I TOLD THIS SMALL MAN: if I had a mule, a parachute and long, flowing locks, I would jump out of this plane, put you in my shopping cart and push you to Brazil where we would change our names, cut our hair, and join the local militia. After that, we would lead a small army of chickens to the sea and, after many days of floating, I would catch a small fish and name it Pavlov. Then we would all jump into the sea and swim until we reached the largest island in Europe, where we would start a mariachi band with my birth family and yours and the sun would set and we would all drink sugar water and go to sleep beneath a large curtain of black air.
Thanks to the author, I recently acquired a copy of Ethel Zine maven Sara Lefsyk’s full-length debut, We Are Hopelessly Small and Modern Birds (New York NY: Black Lawrence Press, 2018), a book-length suite of prose poems writing (according to Jeff Friedman’s back cover blurb) “a small ward in a hospital the size of a universe, Heidigger, Kant, a small man who speaks in parables, numerous messiahs, hundreds of birds and animals, a strange doctor and his son, birds that need watering, and ‘pharmacological pancakes.’” Going through my files, it is curious to realize that a selection of the poems included here appeared previously in her chapbook A SMALL MAN LOOKED AT ME (Little Red Leaves, 2014), a title I reviewed (and very much enjoyed) soon after it appeared.
The prose poems in We Are Hopelessly Small and Modern Birds are curiously built, with each stanza-block existing as a single breath, a single thought, composing a semi-ongoing narrative amid lyric bursts. Through a lyric of surreal narratives, Lefsyk’s poem offer a story that exists in a shimmering dream-state, shifting in and out of focus. “OCCASIONALLY,” she writes, to open a poem early on in the collection, “OUR APARTMENT COMPLEX floats out to sea. As it was, Kant and I had our noses somewhere in the distance. ‘Most likely there is no meaning in things,’ Kant says. ‘Or only in the ultimate logic of certain animal forms and avian noises.’ // For this reason my bones feel like the small broken bones of a very tiny goldfish.” Set in five sections with an opening salvo, a poem-as-dedication “for and after FEDERICO GARCİA LORCA,” her narrator speaks from a ward and of doctors, dentists, husbands and philosophers in poems composed out of a kind of easy-flowing, clear and liquid motion. As well, there is something interesting about the way she writes of the body and the self, the narrator writing from a perspective that verges on primal, seen through a surreal lens. “IF I WERE A WIFE and a mother I would be a wife and a mother.” she writes, mid-way through the collection. “All my children say: ‘Build me,’ but the son takes my pelvis and runs it through the supermarket. // I go into and out of this supermarket whenever I want.” After having gone through this collection, I’m genuinely curious to find out what she’s been working on since.

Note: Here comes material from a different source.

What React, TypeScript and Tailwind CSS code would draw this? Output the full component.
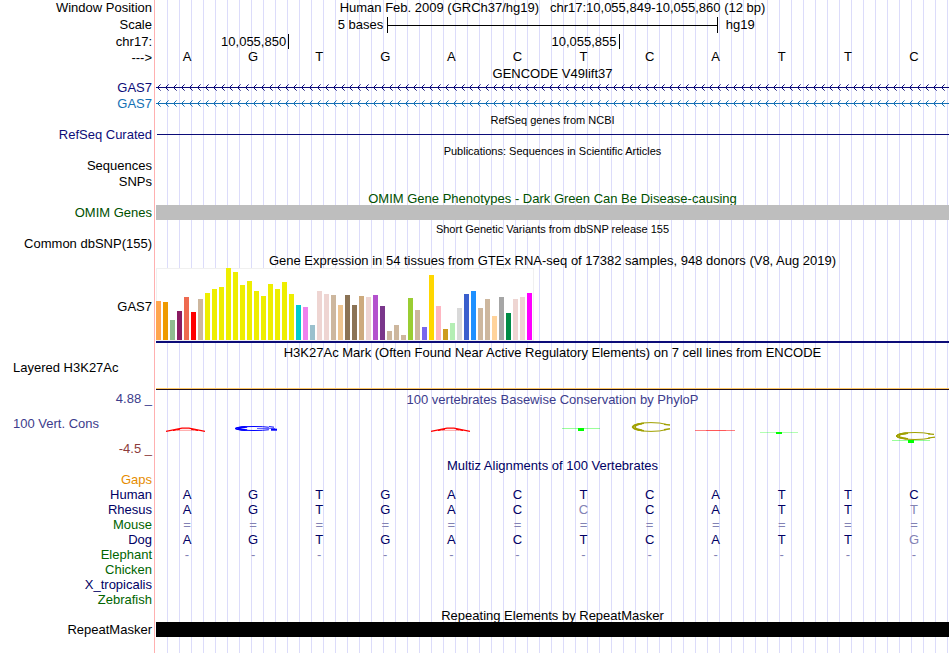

IF THEY WERE COUNTING us all they were counting us all like they did yesterday only this time they would miss me in the numbers today.
Then they would force us onto our feet and we would pray for there not to be ropes and if there were ropes we would pray.
Arrange yourself.
The dr. himself would kneel before us and stick things places i can’t even talk about
and we won’t even cry a little about it.
They found my t-shirt but not me in it in the prayer room. They found my silence and my t-shirt and i did pray.
Bless me, they found my whole body in some dentist’s apartment and rotated it until they found its brilliance.
My upper jaw cit into my pelvis and i became some good factory.